Collected material
----------------------------------------

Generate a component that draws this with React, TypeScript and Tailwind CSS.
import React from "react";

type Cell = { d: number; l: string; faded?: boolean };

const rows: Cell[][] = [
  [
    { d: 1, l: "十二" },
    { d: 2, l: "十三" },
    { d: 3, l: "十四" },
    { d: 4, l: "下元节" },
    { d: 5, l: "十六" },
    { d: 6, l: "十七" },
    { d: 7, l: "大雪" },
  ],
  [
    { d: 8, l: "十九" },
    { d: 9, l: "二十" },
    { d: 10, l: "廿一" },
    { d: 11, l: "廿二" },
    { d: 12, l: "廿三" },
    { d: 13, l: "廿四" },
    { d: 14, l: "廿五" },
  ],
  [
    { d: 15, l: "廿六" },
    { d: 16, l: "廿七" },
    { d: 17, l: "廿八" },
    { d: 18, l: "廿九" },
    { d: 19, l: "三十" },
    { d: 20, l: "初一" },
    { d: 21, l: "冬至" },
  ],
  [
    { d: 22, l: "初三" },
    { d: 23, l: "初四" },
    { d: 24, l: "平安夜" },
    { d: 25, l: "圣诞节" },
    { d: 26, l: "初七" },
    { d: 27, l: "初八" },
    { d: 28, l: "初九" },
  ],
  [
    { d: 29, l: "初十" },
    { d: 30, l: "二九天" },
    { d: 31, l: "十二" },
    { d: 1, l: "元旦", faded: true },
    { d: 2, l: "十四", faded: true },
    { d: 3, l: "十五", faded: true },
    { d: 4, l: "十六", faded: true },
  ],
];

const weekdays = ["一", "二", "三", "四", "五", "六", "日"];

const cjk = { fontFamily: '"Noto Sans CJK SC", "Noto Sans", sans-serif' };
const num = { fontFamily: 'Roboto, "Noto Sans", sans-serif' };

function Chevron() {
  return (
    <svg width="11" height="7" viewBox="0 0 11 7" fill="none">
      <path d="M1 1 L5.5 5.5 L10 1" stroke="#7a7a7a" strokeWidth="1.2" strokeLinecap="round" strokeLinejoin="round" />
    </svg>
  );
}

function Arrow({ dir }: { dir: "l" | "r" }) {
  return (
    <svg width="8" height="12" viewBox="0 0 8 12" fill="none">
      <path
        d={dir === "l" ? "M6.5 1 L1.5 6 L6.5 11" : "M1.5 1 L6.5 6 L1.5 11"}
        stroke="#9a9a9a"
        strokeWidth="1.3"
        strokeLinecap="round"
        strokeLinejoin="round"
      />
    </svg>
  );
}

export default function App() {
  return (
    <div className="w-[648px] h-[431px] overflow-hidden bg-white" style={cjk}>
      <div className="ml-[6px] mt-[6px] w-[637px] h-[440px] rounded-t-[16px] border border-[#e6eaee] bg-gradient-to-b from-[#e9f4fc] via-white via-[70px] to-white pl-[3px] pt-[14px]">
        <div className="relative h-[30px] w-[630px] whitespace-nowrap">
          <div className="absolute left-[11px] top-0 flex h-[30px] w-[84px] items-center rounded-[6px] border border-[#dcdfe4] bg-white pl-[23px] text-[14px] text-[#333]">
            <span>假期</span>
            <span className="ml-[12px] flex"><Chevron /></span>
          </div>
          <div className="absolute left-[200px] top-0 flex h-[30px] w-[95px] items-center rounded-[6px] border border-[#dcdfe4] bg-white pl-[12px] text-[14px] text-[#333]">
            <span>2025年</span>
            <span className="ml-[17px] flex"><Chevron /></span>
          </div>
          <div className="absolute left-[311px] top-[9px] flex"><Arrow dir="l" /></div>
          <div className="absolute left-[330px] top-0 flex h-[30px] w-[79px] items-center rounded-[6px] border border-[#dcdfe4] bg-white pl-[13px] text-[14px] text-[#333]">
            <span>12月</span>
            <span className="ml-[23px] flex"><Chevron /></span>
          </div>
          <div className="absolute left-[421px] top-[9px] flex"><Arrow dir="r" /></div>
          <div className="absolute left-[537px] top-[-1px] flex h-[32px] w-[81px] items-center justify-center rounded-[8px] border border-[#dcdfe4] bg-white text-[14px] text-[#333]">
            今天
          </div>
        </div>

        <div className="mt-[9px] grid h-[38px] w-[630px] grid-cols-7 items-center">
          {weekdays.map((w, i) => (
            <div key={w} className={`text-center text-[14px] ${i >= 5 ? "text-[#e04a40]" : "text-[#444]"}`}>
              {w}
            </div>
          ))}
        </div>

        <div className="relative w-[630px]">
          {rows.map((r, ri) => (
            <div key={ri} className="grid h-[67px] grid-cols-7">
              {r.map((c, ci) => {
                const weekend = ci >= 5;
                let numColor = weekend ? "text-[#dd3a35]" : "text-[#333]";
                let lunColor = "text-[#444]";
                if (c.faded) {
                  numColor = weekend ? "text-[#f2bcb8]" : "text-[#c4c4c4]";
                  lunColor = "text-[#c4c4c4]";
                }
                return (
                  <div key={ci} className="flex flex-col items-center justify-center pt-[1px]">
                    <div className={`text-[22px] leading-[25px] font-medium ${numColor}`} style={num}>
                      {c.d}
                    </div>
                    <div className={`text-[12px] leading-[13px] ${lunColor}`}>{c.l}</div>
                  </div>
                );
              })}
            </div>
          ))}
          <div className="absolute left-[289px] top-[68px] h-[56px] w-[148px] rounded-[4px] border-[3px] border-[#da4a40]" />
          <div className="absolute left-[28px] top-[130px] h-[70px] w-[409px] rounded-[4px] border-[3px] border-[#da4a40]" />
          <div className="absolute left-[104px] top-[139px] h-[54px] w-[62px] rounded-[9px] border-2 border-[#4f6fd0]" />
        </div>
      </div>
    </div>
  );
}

----------------------------------------

Brief
Extract all of the data shown above and repeat it verbatim.

Complete output
Generate a component that draws this with React, TypeScript and Tailwind CSS.
import React from "react";

type Cell = { d: number; l: string; faded?: boolean };

const rows: Cell[][] = [
  [
    { d: 1, l: "十二" },
    { d: 2, l: "十三" },
    { d: 3, l: "十四" },
    { d: 4, l: "下元节" },
    { d: 5, l: "十六" },
    { d: 6, l: "十七" },
    { d: 7, l: "大雪" },
  ],
  [
    { d: 8, l: "十九" },
    { d: 9, l: "二十" },
    { d: 10, l: "廿一" },
    { d: 11, l: "廿二" },
    { d: 12, l: "廿三" },
    { d: 13, l: "廿四" },
    { d: 14, l: "廿五" },
  ],
  [
    { d: 15, l: "廿六" },
    { d: 16, l: "廿七" },
    { d: 17, l: "廿八" },
    { d: 18, l: "廿九" },
    { d: 19, l: "三十" },
    { d: 20, l: "初一" },
    { d: 21, l: "冬至" },
  ],
  [
    { d: 22, l: "初三" },
    { d: 23, l: "初四" },
    { d: 24, l: "平安夜" },
    { d: 25, l: "圣诞节" },
    { d: 26, l: "初七" },
    { d: 27, l: "初八" },
    { d: 28, l: "初九" },
  ],
  [
    { d: 29, l: "初十" },
    { d: 30, l: "二九天" },
    { d: 31, l: "十二" },
    { d: 1, l: "元旦", faded: true },
    { d: 2, l: "十四", faded: true },
    { d: 3, l: "十五", faded: true },
    { d: 4, l: "十六", faded: true },
  ],
];

const weekdays = ["一", "二", "三", "四", "五", "六", "日"];

const cjk = { fontFamily: '"Noto Sans CJK SC", "Noto Sans", sans-serif' };
const num = { fontFamily: 'Roboto, "Noto Sans", sans-serif' };

function Chevron() {
  return (
    <svg width="11" height="7" viewBox="0 0 11 7" fill="none">
      <path d="M1 1 L5.5 5.5 L10 1" stroke="#7a7a7a" strokeWidth="1.2" strokeLinecap="round" strokeLinejoin="round" />
    </svg>
  );
}

function Arrow({ dir }: { dir: "l" | "r" }) {
  return (
    <svg width="8" height="12" viewBox="0 0 8 12" fill="none">
      <path
        d={dir === "l" ? "M6.5 1 L1.5 6 L6.5 11" : "M1.5 1 L6.5 6 L1.5 11"}
        stroke="#9a9a9a"
        strokeWidth="1.3"
        strokeLinecap="round"
        strokeLinejoin="round"
      />
    </svg>
  );
}

export default function App() {
  return (
    <div className="w-[648px] h-[431px] overflow-hidden bg-white" style={cjk}>
      <div className="ml-[6px] mt-[6px] w-[637px] h-[440px] rounded-t-[16px] border border-[#e6eaee] bg-gradient-to-b from-[#e9f4fc] via-white via-[70px] to-white pl-[3px] pt-[14px]">
        <div className="relative h-[30px] w-[630px] whitespace-nowrap">
          <div className="absolute left-[11px] top-0 flex h-[30px] w-[84px] items-center rounded-[6px] border border-[#dcdfe4] bg-white pl-[23px] text-[14px] text-[#333]">
            <span>假期</span>
            <span className="ml-[12px] flex"><Chevron /></span>
          </div>
          <div className="absolute left-[200px] top-0 flex h-[30px] w-[95px] items-center rounded-[6px] border border-[#dcdfe4] bg-white pl-[12px] text-[14px] text-[#333]">
            <span>2025年</span>
            <span className="ml-[17px] flex"><Chevron /></span>
          </div>
          <div className="absolute left-[311px] top-[9px] flex"><Arrow dir="l" /></div>
          <div className="absolute left-[330px] top-0 flex h-[30px] w-[79px] items-center rounded-[6px] border border-[#dcdfe4] bg-white pl-[13px] text-[14px] text-[#333]">
            <span>12月</span>
            <span className="ml-[23px] flex"><Chevron /></span>
          </div>
          <div className="absolute left-[421px] top-[9px] flex"><Arrow dir="r" /></div>
          <div className="absolute left-[537px] top-[-1px] flex h-[32px] w-[81px] items-center justify-center rounded-[8px] border border-[#dcdfe4] bg-white text-[14px] text-[#333]">
            今天
          </div>
        </div>

        <div className="mt-[9px] grid h-[38px] w-[630px] grid-cols-7 items-center">
          {weekdays.map((w, i) => (
            <div key={w} className={`text-center text-[14px] ${i >= 5 ? "text-[#e04a40]" : "text-[#444]"}`}>
              {w}
            </div>
          ))}
        </div>

        <div className="relative w-[630px]">
          {rows.map((r, ri) => (
            <div key={ri} className="grid h-[67px] grid-cols-7">
              {r.map((c, ci) => {
                const weekend = ci >= 5;
                let numColor = weekend ? "text-[#dd3a35]" : "text-[#333]";
                let lunColor = "text-[#444]";
                if (c.faded) {
                  numColor = weekend ? "text-[#f2bcb8]" : "text-[#c4c4c4]";
                  lunColor = "text-[#c4c4c4]";
                }
                return (
                  <div key={ci} className="flex flex-col items-center justify-center pt-[1px]">
                    <div className={`text-[22px] leading-[25px] font-medium ${numColor}`} style={num}>
                      {c.d}
                    </div>
                    <div className={`text-[12px] leading-[13px] ${lunColor}`}>{c.l}</div>
                  </div>
                );
              })}
            </div>
          ))}
          <div className="absolute left-[289px] top-[68px] h-[56px] w-[148px] rounded-[4px] border-[3px] border-[#da4a40]" />
          <div className="absolute left-[28px] top-[130px] h-[70px] w-[409px] rounded-[4px] border-[3px] border-[#da4a40]" />
          <div className="absolute left-[104px] top-[139px] h-[54px] w-[62px] rounded-[9px] border-2 border-[#4f6fd0]" />
        </div>
      </div>
    </div>
  );
}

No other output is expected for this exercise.